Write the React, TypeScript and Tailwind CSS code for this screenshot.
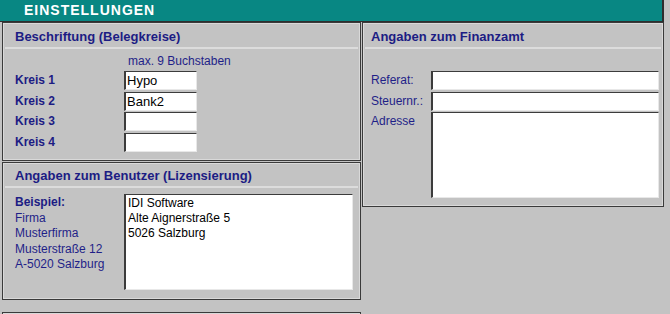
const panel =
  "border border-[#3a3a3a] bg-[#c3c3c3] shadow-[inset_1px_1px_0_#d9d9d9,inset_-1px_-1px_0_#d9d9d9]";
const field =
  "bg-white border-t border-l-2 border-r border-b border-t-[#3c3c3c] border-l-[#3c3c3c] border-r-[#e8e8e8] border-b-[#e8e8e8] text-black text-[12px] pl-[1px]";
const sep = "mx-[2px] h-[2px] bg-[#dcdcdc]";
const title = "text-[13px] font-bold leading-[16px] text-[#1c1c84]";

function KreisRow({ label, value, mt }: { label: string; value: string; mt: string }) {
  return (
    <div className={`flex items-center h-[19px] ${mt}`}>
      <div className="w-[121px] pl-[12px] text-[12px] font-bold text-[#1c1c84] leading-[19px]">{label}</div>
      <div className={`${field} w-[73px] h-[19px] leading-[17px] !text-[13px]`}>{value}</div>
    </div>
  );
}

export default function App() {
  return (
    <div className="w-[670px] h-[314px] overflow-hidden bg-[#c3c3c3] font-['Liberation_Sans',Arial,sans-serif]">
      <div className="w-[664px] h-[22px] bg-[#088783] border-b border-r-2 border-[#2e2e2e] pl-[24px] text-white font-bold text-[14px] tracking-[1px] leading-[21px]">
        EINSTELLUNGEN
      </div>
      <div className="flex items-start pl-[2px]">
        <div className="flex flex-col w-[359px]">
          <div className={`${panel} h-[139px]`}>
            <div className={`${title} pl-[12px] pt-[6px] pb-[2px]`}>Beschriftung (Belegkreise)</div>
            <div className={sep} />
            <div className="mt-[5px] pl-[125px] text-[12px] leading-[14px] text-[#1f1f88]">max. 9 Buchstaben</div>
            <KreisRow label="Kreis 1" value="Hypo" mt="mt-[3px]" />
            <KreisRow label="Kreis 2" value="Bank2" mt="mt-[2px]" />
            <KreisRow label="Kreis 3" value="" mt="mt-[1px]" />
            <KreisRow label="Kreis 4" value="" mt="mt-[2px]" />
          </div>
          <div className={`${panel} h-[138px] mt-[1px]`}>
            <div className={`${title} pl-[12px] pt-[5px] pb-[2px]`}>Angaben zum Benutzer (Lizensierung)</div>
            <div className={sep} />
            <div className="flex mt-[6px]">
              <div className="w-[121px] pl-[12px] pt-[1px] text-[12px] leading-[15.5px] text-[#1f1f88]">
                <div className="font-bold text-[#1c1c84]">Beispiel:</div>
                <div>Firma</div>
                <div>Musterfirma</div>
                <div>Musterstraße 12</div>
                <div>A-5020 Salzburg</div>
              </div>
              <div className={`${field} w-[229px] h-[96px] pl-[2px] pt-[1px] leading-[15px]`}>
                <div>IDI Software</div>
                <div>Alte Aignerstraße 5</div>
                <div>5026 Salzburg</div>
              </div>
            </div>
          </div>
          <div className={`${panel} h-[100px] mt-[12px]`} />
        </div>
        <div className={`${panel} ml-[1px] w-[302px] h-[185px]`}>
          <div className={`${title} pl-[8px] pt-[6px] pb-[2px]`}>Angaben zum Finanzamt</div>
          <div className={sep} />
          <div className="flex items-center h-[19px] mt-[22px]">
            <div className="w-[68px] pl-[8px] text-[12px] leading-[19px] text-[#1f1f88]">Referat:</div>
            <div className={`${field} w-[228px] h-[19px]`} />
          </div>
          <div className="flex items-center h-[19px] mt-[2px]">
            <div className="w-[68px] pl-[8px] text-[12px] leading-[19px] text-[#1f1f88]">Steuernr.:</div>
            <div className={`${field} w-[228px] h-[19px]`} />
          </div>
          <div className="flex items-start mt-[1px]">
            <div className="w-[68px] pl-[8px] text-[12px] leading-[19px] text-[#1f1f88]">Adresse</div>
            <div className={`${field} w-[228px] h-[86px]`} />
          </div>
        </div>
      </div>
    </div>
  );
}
---
Write out the full listing verbatim, excluding its pictures.

Write the React, TypeScript and Tailwind CSS code for this screenshot.
const panel =
  "border border-[#3a3a3a] bg-[#c3c3c3] shadow-[inset_1px_1px_0_#d9d9d9,inset_-1px_-1px_0_#d9d9d9]";
const field =
  "bg-white border-t border-l-2 border-r border-b border-t-[#3c3c3c] border-l-[#3c3c3c] border-r-[#e8e8e8] border-b-[#e8e8e8] text-black text-[12px] pl-[1px]";
const sep = "mx-[2px] h-[2px] bg-[#dcdcdc]";
const title = "text-[13px] font-bold leading-[16px] text-[#1c1c84]";

function KreisRow({ label, value, mt }: { label: string; value: string; mt: string }) {
  return (
    <div className={`flex items-center h-[19px] ${mt}`}>
      <div className="w-[121px] pl-[12px] text-[12px] font-bold text-[#1c1c84] leading-[19px]">{label}</div>
      <div className={`${field} w-[73px] h-[19px] leading-[17px] !text-[13px]`}>{value}</div>
    </div>
  );
}

export default function App() {
  return (
    <div className="w-[670px] h-[314px] overflow-hidden bg-[#c3c3c3] font-['Liberation_Sans',Arial,sans-serif]">
      <div className="w-[664px] h-[22px] bg-[#088783] border-b border-r-2 border-[#2e2e2e] pl-[24px] text-white font-bold text-[14px] tracking-[1px] leading-[21px]">
        EINSTELLUNGEN
      </div>
      <div className="flex items-start pl-[2px]">
        <div className="flex flex-col w-[359px]">
          <div className={`${panel} h-[139px]`}>
            <div className={`${title} pl-[12px] pt-[6px] pb-[2px]`}>Beschriftung (Belegkreise)</div>
            <div className={sep} />
            <div className="mt-[5px] pl-[125px] text-[12px] leading-[14px] text-[#1f1f88]">max. 9 Buchstaben</div>
            <KreisRow label="Kreis 1" value="Hypo" mt="mt-[3px]" />
            <KreisRow label="Kreis 2" value="Bank2" mt="mt-[2px]" />
            <KreisRow label="Kreis 3" value="" mt="mt-[1px]" />
            <KreisRow label="Kreis 4" value="" mt="mt-[2px]" />
          </div>
          <div className={`${panel} h-[138px] mt-[1px]`}>
            <div className={`${title} pl-[12px] pt-[5px] pb-[2px]`}>Angaben zum Benutzer (Lizensierung)</div>
            <div className={sep} />
            <div className="flex mt-[6px]">
              <div className="w-[121px] pl-[12px] pt-[1px] text-[12px] leading-[15.5px] text-[#1f1f88]">
                <div className="font-bold text-[#1c1c84]">Beispiel:</div>
                <div>Firma</div>
                <div>Musterfirma</div>
                <div>Musterstraße 12</div>
                <div>A-5020 Salzburg</div>
              </div>
              <div className={`${field} w-[229px] h-[96px] pl-[2px] pt-[1px] leading-[15px]`}>
                <div>IDI Software</div>
                <div>Alte Aignerstraße 5</div>
                <div>5026 Salzburg</div>
              </div>
            </div>
          </div>
          <div className={`${panel} h-[100px] mt-[12px]`} />
        </div>
        <div className={`${panel} ml-[1px] w-[302px] h-[185px]`}>
          <div className={`${title} pl-[8px] pt-[6px] pb-[2px]`}>Angaben zum Finanzamt</div>
          <div className={sep} />
          <div className="flex items-center h-[19px] mt-[22px]">
            <div className="w-[68px] pl-[8px] text-[12px] leading-[19px] text-[#1f1f88]">Referat:</div>
            <div className={`${field} w-[228px] h-[19px]`} />
          </div>
          <div className="flex items-center h-[19px] mt-[2px]">
            <div className="w-[68px] pl-[8px] text-[12px] leading-[19px] text-[#1f1f88]">Steuernr.:</div>
            <div className={`${field} w-[228px] h-[19px]`} />
          </div>
          <div className="flex items-start mt-[1px]">
            <div className="w-[68px] pl-[8px] text-[12px] leading-[19px] text-[#1f1f88]">Adresse</div>
            <div className={`${field} w-[228px] h-[86px]`} />
          </div>
        </div>
      </div>
    </div>
  );
}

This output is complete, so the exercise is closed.